Many believe that public interest representatives have a role to play in determining international food policy. Miller says, "Public interest groups campaigning to reform Codex recognize the need for some industry representation and expertise on Codex and related committees. The problem lies in the gross imbalance in the input of industry compared to public interest groups." She concludes, "If Codex is to have credibility, its committees and procedures must be changed to allow public interest groups a full role in decision making."

Cracking the Codex

 Cracking the Codex calls for a thorough review of the Codex as well as for substantial reforms. Martine Drake, a co-author of the report, says, "Many Codex members, along with the FAO and WHO, have recognized that Codex must change in preparation for its new role, especially in the area of consumer and developing country participation. Yet the reforms they have so far proposed are superficial. They fail to address the fundamental concerns many consumers have in regard to Codex - like loss of democratic control over the way national food standards are set and the possibility that the large industry presence on Codex committees could adversely influence Codex standards and procedures."

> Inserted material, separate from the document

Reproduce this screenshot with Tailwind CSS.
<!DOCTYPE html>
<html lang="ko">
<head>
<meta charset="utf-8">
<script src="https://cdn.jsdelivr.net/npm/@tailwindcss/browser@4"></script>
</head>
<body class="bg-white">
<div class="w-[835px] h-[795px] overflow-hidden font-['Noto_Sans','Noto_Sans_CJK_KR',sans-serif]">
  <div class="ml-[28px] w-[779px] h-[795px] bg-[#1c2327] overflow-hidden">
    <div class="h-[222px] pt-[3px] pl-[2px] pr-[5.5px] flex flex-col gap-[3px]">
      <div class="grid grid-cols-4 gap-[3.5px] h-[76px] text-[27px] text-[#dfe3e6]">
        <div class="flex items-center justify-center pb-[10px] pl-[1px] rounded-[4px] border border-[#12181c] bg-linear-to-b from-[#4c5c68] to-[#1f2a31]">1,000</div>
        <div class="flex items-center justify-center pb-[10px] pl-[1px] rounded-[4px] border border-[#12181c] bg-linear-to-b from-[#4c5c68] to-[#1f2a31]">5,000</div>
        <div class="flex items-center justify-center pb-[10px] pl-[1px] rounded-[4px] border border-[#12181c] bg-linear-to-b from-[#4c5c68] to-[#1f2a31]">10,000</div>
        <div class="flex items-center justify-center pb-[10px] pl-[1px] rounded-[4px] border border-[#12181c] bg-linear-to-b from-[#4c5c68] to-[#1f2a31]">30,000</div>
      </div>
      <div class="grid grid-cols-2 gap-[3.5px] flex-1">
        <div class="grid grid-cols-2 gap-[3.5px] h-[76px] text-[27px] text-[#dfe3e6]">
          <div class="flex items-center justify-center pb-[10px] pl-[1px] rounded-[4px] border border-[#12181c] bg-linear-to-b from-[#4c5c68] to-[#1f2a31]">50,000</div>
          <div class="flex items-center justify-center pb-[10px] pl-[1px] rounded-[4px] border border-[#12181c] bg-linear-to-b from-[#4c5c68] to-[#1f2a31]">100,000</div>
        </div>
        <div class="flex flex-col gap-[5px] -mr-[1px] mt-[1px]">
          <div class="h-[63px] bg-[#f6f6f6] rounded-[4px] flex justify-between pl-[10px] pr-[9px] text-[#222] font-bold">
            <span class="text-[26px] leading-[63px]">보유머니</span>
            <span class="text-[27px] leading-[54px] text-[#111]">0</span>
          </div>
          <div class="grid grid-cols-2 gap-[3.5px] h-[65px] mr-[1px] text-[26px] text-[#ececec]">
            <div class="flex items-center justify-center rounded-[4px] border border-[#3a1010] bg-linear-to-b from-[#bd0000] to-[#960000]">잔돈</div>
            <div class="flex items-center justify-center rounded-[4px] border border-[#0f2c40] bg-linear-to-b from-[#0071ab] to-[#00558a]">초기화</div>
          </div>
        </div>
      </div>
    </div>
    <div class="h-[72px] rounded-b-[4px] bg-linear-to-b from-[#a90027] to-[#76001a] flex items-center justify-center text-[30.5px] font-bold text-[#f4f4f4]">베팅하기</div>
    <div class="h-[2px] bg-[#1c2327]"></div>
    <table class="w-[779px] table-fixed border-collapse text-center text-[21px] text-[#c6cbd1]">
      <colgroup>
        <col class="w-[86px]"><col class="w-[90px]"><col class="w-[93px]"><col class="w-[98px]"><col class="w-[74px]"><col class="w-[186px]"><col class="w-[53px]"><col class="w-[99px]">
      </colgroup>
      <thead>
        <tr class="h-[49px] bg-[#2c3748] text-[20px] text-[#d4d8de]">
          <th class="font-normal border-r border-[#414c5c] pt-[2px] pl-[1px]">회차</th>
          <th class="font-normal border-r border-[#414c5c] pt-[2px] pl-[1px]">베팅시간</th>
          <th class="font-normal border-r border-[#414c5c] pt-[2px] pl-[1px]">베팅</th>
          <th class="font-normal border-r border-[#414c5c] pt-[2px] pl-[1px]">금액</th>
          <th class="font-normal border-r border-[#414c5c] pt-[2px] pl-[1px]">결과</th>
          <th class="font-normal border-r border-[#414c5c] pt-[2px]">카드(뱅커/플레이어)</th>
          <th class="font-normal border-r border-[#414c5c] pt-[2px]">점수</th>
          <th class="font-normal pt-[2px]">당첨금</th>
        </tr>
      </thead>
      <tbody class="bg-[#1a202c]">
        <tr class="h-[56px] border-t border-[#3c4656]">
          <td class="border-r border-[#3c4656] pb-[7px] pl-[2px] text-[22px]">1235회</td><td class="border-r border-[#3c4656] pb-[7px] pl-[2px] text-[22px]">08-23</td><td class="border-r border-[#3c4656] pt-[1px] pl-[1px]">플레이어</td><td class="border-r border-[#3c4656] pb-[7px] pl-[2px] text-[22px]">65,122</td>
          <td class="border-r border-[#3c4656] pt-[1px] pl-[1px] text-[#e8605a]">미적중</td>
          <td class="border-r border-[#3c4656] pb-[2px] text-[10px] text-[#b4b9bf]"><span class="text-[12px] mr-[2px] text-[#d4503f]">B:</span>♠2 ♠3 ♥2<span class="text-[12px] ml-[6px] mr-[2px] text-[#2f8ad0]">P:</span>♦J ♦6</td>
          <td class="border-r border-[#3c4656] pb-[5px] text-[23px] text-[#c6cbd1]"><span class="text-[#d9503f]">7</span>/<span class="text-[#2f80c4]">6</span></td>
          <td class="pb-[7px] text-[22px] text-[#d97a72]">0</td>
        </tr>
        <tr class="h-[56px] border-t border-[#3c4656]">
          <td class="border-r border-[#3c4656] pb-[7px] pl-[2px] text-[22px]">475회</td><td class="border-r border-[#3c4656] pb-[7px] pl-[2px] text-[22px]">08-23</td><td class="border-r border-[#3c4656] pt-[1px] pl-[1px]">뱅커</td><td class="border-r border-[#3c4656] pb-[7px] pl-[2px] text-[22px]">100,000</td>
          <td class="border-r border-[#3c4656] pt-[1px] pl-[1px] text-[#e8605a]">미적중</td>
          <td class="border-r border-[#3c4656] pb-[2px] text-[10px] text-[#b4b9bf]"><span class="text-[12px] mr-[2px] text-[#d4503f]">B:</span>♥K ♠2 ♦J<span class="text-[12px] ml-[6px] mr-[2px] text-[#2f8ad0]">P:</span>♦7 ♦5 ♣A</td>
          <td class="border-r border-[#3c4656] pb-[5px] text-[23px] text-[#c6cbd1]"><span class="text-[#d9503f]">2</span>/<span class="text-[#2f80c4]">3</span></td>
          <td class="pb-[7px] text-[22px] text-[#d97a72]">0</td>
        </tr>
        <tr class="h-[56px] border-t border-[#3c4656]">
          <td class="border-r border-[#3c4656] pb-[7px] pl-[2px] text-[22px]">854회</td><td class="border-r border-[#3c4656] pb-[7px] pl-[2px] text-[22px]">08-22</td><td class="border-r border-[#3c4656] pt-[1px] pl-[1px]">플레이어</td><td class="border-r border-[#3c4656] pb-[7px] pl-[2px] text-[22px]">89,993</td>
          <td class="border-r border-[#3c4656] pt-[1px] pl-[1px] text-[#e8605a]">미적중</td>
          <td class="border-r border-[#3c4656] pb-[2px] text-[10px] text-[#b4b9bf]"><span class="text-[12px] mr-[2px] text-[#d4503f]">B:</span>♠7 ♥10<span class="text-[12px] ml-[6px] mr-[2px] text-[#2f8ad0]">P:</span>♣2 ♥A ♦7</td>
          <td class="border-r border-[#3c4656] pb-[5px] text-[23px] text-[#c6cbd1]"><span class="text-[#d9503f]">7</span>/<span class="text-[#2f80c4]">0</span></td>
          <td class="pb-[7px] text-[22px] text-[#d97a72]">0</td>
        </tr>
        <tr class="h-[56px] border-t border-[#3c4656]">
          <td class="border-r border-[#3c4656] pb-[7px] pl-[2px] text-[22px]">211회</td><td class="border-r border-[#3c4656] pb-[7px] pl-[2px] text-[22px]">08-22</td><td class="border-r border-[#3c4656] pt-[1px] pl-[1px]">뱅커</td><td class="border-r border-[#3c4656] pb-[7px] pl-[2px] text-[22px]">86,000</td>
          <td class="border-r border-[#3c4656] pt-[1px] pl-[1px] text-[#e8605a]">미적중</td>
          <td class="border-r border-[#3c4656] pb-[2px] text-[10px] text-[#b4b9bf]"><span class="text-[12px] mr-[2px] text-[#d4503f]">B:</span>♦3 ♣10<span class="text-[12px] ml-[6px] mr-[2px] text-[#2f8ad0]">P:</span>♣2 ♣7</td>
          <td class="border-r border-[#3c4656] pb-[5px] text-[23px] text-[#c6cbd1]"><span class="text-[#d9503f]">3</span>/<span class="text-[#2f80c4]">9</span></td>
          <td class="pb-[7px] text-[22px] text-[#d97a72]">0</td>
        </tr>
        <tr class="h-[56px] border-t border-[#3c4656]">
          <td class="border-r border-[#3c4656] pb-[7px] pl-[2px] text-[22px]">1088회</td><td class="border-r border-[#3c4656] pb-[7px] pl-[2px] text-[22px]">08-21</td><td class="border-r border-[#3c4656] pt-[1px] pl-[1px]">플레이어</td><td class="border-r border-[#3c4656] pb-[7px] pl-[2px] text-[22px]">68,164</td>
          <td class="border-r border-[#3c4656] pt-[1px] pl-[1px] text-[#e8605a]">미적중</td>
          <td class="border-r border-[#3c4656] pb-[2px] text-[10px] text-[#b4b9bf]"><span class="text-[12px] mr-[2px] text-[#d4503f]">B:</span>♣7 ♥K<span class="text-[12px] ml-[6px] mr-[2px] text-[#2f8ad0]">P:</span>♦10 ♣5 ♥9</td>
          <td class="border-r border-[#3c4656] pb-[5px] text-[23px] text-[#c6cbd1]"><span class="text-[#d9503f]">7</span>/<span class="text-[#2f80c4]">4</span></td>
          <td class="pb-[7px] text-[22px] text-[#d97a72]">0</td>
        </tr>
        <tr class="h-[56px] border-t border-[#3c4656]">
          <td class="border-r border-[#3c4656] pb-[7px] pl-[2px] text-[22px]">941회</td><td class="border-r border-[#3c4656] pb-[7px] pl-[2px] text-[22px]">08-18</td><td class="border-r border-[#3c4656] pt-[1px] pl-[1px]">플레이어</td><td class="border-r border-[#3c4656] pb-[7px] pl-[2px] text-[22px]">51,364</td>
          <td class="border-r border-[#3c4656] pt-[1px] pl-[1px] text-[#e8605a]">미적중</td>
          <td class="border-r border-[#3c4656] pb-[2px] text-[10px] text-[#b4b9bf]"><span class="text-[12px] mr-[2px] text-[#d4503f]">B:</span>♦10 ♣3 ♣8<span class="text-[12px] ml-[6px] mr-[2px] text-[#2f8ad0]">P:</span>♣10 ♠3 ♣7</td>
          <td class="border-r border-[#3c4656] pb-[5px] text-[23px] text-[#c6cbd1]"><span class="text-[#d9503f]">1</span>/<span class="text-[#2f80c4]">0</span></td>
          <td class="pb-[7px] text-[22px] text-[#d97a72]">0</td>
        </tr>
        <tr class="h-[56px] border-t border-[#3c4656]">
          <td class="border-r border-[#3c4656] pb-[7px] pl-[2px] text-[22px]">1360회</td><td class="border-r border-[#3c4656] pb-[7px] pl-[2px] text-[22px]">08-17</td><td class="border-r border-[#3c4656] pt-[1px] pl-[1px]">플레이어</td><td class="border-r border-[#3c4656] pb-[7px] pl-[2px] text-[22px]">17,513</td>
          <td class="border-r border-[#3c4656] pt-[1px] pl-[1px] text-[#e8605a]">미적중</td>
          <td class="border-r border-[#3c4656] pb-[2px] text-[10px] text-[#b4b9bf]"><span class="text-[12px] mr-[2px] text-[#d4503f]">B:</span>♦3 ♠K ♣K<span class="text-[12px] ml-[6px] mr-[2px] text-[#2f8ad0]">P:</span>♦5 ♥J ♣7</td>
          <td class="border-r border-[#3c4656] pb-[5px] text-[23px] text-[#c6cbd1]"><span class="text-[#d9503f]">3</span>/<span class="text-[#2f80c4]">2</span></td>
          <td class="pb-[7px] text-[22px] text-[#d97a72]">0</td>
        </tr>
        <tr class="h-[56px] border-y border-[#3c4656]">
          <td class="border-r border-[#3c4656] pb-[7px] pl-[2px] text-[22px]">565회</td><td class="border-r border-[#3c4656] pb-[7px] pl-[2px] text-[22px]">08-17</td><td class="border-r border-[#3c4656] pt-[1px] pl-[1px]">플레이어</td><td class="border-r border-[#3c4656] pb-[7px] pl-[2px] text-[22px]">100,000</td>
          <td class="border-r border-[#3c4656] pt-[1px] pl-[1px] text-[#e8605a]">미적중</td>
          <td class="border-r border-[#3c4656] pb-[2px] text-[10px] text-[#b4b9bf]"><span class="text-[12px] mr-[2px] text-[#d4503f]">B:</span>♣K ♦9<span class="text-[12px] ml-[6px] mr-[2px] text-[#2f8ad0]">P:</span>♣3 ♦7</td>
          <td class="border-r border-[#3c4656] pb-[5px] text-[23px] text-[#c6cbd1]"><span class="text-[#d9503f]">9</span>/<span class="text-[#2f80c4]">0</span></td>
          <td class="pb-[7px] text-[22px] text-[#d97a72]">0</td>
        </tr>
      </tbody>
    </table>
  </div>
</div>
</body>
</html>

 The report recommends that a high-level United Nations body undertake a comprehensive review of Codex's role in light of sustainable development, public health and safety and environmental protection. "In its current form," Jeannette Longfield, NGO coordinator in the run-up to the WHO International Conference on Nutrition in December 1992, says, "Codex will lead to unnecessary downward pressure on future efforts by nations to set high food standards. Already some nations are using Codex standards as an excuse to downgrade standards. Food standards should be set openly, their main purpose being the protection of consumers and the environment. Individual nations should not be obliged to sacrifice high standards in order to facilitate world trade and the movement of global capital."

 

Sidebar

Risking Safety

Supporters of harmonized Codex standards assert that food standards are only fair if they are "science-based." Patrick McCabe of the Animal Health Institute, a trade organization representing U.S. animal drugs manufacturers, says, "Codex standards should be based on science and not on socio-economic factors."

Food policy expert Dr. Melanie Miller counters, "This exhibits a misplaced faith in scientific assessments as a basis for resolving food standards unambiguously and on a permanent basis. Science does not operate in a vacuum. It is subject to political, economic and social factors." And Dr. Erik Millstone of the Science Policy Research Unit at the University of Sussex, adds, "The suggestion that Codex standards are fair and sensible because they are based on scientific evidence glosses over several key facts. It fails to acknowledge that available scientific evidence is often incomplete and inconsistent and usually derives from laboratory animals which provide poor guides to the effects that chemicals can have on humans." Furthermore, Millstone asserts, "Even if the laboratory evidence were more reliable, it would not be sufficient to enable us to decide what is and what is not an acceptable risk. That issue is not a matter which can be decided on scientific grounds. It is a social issue and ought to be decided in an open and democratically accountable fashion."

 Both Millstone and Miller believe that, by relinquishing national control of food regulation to Codex, GATT could undermine national democratic processes which involve citizens in setting standards. "Under the provisions of the draft GATT treaty, responsibility would be handed over to a group of supposed experts, many of whom have vested interests in the companies whose products they are judging. " Miller elaborates, "The groups that carry the burden of risks - mainly consumers and workers - must have the main voice in deciding the level of risk in society. Codex recommendations have not been sufficient to provide consumers with the levels of protection which they deserve, and to which they should be entitled."